The financial crisis also increased risk for companies trying to collect payments from overseas buyers. Liao said buying on credit has risen among customers lacking cash. And although many export companies are insured by the China Export and Credit Insurance Corp., they are not risk-free.
"We are in a buyer's market right now," said Feng.
Buyers have greater bargaining power with regards to conditions for payment, and this will not change in a short period. China's bad debt rate for exports remains around 5 percent a year, while most developed countries generally report rates of around 0.5 to 2.5 percent.
Trade protectionism has also cast a shadow over Chinese exports. Some tire manufacturers at the fair were hoping to break into new markets following lost business in the United States as a result of recent protectionist measures, but the number of deals was low. Sheng worries that steering wheels also may face trade barriers.
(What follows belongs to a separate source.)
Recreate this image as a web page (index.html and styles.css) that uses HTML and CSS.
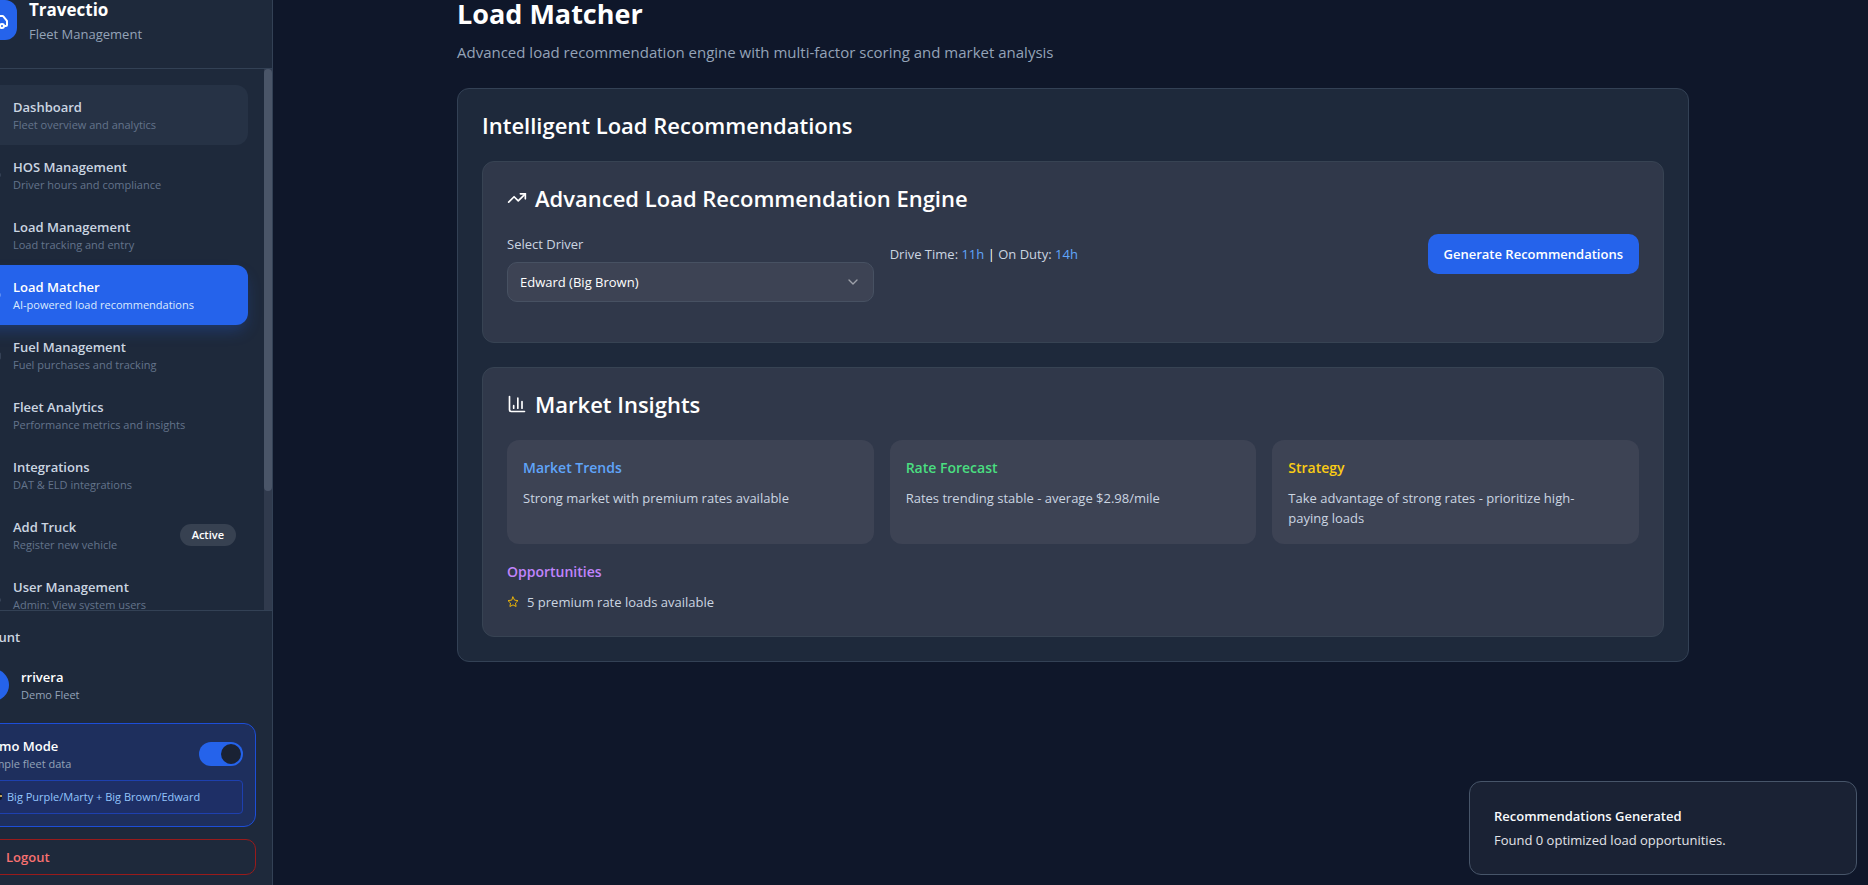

Meanwhile, the Chinese government is signaling support for the export sector. Manufacturers of copper pipe are rumored to be potential recipients of government stimulus aid.
Trade group representatives in areas such as Jiangsu Province and Shandong Province said supportive government policies may help exports turn for the better. They hope the government will not withdraw these policies too soon.
Since August 2008, for example, the government has increased tax rebate rates for certain exported products seven times. It's also revised the process trade "restrained" list twice, changed the process trade guarantee deposit from "actual transfer" to "notional," lowered inspection costs for exports, and lowered export credit insurance rates while expanding coverage.
Vice Minister of Commerce Yi Xiaozhun voiced support for stable foreign trade policies. "The Ministry of Commerce must take caution when withdrawing from export and foreign trade stimulus policies," he said.